WHAT THIS TASK INVOLVES
Beneath this task is a listing. State how many of its lines include the string "components", giving nothing but the number.

....

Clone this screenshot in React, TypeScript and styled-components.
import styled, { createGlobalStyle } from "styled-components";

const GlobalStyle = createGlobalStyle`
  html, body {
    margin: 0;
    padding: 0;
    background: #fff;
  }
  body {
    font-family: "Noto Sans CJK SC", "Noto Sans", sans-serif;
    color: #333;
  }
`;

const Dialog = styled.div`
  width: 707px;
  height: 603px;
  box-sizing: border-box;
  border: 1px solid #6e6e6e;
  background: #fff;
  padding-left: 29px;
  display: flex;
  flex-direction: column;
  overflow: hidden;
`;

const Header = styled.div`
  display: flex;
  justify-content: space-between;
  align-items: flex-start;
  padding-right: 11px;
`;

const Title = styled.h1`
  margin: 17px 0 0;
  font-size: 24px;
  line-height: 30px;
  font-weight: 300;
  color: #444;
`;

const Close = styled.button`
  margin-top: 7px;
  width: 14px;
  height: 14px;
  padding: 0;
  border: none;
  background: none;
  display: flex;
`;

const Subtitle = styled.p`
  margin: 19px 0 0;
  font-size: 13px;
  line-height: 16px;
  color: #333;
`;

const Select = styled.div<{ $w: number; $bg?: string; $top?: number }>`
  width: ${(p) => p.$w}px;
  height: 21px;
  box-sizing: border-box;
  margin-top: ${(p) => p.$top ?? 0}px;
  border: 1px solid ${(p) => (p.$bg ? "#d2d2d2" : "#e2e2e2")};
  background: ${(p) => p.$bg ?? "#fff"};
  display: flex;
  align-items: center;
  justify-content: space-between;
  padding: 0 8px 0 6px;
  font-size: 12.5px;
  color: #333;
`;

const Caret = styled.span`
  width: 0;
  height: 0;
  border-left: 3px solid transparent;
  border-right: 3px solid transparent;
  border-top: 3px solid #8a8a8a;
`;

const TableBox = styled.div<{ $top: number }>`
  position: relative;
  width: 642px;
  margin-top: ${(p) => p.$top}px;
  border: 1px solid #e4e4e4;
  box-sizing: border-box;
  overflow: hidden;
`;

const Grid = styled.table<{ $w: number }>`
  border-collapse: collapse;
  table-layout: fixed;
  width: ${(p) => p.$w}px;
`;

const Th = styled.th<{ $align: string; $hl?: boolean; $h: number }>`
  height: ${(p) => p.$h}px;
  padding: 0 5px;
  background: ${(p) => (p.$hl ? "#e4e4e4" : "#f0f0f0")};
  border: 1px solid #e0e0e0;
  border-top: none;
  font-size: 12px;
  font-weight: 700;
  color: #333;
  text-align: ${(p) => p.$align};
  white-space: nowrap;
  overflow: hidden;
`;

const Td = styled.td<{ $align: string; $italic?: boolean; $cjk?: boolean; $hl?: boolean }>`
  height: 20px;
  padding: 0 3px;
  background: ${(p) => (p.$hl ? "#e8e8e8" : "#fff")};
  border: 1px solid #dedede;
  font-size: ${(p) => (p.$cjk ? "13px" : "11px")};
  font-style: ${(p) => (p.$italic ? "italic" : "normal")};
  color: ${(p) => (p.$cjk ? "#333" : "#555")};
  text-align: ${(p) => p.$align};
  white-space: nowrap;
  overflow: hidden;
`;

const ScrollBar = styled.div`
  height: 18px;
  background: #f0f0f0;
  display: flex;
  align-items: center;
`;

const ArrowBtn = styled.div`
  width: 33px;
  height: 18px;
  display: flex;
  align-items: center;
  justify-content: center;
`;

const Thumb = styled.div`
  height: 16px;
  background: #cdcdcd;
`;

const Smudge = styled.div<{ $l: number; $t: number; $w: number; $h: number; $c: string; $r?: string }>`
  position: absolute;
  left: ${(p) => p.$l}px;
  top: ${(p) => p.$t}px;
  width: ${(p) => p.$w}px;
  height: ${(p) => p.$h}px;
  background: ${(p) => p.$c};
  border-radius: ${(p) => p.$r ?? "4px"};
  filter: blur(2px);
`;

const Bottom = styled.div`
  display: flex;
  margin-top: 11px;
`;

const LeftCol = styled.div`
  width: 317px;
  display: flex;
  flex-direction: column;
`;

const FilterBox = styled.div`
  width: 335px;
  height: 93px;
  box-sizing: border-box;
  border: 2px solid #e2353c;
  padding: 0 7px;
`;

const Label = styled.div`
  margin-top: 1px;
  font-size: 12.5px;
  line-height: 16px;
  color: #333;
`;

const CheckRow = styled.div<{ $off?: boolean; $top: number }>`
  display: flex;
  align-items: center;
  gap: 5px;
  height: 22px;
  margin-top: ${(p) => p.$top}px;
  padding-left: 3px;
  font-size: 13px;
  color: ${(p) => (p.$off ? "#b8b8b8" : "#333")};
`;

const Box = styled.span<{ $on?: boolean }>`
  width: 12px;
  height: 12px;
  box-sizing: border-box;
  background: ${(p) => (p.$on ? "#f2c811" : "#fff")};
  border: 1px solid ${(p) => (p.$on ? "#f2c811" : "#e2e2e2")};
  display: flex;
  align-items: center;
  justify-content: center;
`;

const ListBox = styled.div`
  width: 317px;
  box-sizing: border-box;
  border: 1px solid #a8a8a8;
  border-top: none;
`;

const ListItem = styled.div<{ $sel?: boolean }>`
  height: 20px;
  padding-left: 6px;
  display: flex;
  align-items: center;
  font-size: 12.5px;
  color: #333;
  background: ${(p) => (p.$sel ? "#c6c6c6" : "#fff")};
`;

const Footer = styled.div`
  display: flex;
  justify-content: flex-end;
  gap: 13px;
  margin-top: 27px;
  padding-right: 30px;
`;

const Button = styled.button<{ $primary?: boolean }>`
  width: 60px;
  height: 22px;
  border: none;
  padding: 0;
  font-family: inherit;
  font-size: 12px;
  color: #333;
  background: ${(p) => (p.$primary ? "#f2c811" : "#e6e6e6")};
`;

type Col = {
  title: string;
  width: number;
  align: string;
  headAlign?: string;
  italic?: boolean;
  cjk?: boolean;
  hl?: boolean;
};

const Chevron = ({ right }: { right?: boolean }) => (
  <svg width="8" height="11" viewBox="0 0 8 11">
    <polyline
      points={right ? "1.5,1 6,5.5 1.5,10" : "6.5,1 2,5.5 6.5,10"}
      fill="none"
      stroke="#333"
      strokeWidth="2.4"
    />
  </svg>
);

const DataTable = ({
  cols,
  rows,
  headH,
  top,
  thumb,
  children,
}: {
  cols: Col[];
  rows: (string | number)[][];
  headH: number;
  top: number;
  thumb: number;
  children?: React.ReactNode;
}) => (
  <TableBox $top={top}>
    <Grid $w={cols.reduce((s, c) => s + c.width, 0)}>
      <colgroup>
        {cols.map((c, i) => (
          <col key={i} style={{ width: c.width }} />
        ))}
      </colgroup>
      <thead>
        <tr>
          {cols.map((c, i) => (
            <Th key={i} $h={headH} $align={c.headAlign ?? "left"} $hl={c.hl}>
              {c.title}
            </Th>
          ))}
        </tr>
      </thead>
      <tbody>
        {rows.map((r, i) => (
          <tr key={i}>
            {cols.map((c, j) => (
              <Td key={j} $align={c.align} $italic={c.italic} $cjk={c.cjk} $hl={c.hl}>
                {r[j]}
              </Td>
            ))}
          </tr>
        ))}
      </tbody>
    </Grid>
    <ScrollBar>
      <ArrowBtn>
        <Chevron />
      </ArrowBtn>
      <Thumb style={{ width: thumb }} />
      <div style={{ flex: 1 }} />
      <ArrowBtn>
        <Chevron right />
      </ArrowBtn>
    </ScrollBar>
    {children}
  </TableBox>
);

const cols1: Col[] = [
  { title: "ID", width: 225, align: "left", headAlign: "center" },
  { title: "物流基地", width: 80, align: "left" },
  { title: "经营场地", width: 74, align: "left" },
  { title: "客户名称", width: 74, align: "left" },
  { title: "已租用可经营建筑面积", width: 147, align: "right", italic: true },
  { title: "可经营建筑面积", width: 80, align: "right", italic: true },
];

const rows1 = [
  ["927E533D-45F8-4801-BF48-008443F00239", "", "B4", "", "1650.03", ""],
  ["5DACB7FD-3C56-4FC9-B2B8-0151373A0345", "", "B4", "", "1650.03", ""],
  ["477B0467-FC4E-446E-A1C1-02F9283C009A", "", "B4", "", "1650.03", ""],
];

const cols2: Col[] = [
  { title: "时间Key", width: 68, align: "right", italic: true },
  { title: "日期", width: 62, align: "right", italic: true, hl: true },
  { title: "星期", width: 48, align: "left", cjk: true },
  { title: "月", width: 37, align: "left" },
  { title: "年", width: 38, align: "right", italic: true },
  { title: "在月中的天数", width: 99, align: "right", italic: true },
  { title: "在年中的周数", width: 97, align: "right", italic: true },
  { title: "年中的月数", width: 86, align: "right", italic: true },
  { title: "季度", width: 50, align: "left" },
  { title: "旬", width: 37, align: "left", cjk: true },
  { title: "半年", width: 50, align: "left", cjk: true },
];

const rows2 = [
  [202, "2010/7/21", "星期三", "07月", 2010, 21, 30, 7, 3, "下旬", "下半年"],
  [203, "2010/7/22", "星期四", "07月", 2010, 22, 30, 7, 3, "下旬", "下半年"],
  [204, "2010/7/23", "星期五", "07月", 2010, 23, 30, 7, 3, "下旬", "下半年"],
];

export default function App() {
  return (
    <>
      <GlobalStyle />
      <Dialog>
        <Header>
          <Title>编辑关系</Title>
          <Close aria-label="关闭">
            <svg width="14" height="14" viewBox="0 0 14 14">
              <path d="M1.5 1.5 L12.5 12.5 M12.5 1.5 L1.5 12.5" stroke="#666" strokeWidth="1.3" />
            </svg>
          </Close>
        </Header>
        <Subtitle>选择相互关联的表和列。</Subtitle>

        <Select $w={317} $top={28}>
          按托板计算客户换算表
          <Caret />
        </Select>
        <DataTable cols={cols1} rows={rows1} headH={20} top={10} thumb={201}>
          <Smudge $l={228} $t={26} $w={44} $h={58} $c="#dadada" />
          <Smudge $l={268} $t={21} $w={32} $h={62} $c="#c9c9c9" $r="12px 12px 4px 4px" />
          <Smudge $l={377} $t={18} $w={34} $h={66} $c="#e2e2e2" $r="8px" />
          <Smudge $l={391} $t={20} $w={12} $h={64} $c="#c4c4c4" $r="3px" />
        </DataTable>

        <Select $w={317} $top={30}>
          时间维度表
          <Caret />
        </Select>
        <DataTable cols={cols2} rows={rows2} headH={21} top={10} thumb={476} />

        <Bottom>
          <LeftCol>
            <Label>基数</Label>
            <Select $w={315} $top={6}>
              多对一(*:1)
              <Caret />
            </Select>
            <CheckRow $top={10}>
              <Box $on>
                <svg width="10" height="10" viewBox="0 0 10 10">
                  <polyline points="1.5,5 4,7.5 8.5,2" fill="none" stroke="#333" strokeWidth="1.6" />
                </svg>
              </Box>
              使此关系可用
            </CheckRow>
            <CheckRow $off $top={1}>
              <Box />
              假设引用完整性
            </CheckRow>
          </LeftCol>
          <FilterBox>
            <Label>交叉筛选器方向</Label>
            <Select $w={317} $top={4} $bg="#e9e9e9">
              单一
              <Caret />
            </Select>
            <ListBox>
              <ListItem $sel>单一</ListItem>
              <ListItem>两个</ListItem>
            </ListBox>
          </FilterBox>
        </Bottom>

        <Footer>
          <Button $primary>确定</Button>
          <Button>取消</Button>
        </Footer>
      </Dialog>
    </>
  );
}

....

ANSWER FOR THE TASK
2